Oigaletchê se aproxegue pra ler, oigaletchê mais um causo eu vou contar.
Hoje a manhã está úmida, demasiada úmida, com cara de casa velha do campo, daquelas que tem limo, e tábuas com as extremidades podres. Hoje a manhã começou com meu velho amigo Ramil milongueando aos meu ouvidos, o que vem se mantendo frequente nas minhas manhãs, talvez pela suavidade matutina de uma milonga, ou talvez pelo embalo da saudade da morena. Começou com meu cigarro já bem acochambrado, havia sobrado de ontem.Tá frio de esfregar as mãos, o café fica gelado com mais rapidez na caneca.
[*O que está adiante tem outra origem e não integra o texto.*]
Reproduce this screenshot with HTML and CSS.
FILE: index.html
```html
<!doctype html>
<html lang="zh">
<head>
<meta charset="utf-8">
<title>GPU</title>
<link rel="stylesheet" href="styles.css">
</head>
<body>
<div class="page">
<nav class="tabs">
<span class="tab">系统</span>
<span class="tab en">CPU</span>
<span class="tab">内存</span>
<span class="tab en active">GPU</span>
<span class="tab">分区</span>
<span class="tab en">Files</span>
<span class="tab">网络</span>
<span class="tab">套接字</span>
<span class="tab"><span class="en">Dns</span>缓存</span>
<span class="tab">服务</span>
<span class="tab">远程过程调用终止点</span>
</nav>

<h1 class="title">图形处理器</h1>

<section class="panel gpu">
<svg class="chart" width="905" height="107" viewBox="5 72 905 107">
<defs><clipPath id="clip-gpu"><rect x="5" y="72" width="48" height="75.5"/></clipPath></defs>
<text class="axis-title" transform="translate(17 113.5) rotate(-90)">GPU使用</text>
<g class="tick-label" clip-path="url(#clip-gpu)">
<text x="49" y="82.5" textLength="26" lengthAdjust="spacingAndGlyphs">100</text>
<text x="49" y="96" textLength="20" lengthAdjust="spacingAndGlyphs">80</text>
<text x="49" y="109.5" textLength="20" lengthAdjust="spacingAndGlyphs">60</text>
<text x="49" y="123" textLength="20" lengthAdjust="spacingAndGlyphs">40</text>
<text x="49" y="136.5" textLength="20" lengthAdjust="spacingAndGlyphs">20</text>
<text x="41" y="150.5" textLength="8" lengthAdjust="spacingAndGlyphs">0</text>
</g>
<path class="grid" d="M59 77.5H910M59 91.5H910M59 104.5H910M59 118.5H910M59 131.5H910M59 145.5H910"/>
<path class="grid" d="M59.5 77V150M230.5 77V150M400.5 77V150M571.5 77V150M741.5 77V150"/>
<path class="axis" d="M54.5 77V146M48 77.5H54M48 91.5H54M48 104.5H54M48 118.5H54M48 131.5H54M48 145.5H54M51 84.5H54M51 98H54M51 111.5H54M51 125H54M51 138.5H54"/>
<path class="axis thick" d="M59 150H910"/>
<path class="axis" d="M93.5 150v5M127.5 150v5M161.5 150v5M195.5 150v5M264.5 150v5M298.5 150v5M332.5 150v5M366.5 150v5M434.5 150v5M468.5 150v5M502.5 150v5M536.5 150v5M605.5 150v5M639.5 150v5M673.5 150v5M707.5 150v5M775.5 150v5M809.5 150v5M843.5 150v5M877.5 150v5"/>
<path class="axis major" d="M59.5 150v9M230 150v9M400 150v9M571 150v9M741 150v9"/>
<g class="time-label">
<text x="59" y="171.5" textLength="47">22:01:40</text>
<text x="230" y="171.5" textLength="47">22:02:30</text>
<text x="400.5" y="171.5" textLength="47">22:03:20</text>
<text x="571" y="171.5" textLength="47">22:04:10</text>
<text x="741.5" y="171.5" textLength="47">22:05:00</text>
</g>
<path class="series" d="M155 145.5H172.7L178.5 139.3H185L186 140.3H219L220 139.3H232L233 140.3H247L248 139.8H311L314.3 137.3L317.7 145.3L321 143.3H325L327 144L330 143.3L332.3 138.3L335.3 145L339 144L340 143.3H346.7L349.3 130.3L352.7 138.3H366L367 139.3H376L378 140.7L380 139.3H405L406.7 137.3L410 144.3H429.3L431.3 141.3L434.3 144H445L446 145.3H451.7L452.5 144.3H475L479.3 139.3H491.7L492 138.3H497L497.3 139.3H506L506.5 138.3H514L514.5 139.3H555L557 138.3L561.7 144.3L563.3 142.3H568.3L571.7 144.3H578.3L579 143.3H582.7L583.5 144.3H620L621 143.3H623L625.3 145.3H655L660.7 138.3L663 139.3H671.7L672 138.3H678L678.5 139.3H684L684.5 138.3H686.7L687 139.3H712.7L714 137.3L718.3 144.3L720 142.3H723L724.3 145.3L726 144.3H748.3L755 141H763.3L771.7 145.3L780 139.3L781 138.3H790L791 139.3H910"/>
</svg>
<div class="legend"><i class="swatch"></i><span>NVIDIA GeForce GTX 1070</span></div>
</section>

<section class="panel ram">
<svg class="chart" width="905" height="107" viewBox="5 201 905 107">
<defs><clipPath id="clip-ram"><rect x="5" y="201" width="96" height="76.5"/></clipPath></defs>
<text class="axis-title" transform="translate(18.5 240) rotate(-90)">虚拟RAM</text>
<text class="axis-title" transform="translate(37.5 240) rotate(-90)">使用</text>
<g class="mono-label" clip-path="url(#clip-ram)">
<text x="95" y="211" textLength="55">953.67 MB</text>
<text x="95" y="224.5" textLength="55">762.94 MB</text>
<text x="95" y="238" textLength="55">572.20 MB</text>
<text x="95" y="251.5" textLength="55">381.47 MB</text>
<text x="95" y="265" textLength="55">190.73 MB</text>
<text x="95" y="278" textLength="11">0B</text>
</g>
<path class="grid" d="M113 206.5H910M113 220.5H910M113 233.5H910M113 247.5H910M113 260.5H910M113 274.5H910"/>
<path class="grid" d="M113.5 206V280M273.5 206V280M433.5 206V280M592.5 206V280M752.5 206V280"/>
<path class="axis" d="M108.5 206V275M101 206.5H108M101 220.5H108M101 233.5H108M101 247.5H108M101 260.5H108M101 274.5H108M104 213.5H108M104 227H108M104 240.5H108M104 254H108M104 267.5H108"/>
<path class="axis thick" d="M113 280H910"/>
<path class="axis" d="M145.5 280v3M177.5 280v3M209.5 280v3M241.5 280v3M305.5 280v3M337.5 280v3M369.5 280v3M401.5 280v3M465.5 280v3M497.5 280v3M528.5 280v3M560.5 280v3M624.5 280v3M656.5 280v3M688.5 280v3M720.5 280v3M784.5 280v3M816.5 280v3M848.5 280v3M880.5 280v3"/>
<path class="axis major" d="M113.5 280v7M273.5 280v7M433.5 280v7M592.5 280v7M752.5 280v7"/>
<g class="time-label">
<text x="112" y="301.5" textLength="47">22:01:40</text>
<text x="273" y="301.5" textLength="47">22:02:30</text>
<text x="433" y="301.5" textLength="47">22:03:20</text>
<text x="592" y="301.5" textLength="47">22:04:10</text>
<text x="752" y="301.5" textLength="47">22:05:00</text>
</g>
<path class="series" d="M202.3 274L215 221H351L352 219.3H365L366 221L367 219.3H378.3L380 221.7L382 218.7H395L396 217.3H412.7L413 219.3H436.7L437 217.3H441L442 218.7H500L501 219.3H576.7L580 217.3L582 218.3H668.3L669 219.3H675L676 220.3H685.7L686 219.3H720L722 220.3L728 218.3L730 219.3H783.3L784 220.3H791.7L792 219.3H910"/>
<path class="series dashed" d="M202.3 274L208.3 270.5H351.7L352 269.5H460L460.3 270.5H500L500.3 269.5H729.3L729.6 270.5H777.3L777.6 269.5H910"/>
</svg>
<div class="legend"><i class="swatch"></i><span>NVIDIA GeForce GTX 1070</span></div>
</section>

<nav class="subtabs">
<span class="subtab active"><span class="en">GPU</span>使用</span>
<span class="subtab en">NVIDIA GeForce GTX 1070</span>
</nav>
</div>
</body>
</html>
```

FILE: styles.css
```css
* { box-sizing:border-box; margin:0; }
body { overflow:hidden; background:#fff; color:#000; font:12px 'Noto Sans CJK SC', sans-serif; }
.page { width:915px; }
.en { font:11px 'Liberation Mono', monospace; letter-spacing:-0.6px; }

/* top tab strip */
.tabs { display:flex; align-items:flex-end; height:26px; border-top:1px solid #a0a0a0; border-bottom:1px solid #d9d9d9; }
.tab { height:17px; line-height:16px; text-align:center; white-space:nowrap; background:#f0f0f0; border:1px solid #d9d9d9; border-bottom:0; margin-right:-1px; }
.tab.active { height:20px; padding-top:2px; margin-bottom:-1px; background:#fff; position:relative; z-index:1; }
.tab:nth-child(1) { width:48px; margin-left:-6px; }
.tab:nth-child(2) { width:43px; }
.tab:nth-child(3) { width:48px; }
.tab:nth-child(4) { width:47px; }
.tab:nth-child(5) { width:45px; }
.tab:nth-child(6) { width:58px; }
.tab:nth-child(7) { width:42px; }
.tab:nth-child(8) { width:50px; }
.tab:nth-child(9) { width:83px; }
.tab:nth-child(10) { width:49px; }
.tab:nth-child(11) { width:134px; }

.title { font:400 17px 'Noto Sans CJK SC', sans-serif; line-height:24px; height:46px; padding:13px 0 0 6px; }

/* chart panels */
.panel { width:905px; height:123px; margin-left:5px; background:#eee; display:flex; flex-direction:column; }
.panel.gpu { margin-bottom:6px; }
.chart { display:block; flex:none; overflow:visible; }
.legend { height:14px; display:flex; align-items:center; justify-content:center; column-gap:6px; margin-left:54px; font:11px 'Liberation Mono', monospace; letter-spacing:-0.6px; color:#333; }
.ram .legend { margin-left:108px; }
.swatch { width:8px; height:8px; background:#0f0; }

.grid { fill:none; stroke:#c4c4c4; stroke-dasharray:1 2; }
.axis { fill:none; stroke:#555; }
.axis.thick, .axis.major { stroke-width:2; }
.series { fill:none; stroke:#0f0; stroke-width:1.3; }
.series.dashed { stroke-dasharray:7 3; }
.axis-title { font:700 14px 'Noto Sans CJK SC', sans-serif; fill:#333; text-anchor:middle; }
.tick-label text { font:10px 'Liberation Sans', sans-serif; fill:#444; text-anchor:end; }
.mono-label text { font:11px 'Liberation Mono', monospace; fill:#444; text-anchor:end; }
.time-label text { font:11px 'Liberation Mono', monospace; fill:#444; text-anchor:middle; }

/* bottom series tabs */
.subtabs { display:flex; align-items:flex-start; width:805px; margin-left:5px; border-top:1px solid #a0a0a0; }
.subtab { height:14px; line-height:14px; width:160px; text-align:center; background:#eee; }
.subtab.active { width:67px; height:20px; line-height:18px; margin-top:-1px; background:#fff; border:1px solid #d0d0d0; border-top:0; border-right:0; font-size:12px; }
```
Sorvo meu café e acendo meu cigarro como de costume, observo as pessoas nos seu vai e vem, no seu cainhar falso, observo o sol que ainda nem saiu de traz das arvores, observo até um teia de aranha brilhar contra o sol, e o  gato me olha do telhado, calado, quieto, penso que me fiz ausente uns dias, que talvez ele tenha se acostumado com o frio, a solidão, com o brilho das estrelas, com a claridade da lua cheia. e na certeza de outras noites vindouras ele já não anseia ainda por matar a fome, penso na partida, no adeus, pigarreio um pouco, penso na saúde.
Penso também na morte, no momento da sua chegada, no momento da sua missão, penso na sua luta, numa guerra de adaga com a vontade, penso em degolar a morte e limpar seu sangue no meu negro lenço.
Afasto este personagem da minha manhã, e olho as pessoas, penso nas distâncias, como um anarquista penso no primitivo, no falso caminhar, nas falsas viagens, nas falsas liberdades, penso em luta, penso de carros, em mobilidade, em se deixar fluir.
Nesta manhã comecei o dia em farrapos, em luta, em pensamento, nesta manhã guardei um pedaço do meu cigarro para depois deste causo, nesta manhã sou marinheiro, do que o sol vem me trazer, de por onde o barco do tempo vai me transportar, aguardo. assim como o gato aguarda no telhado.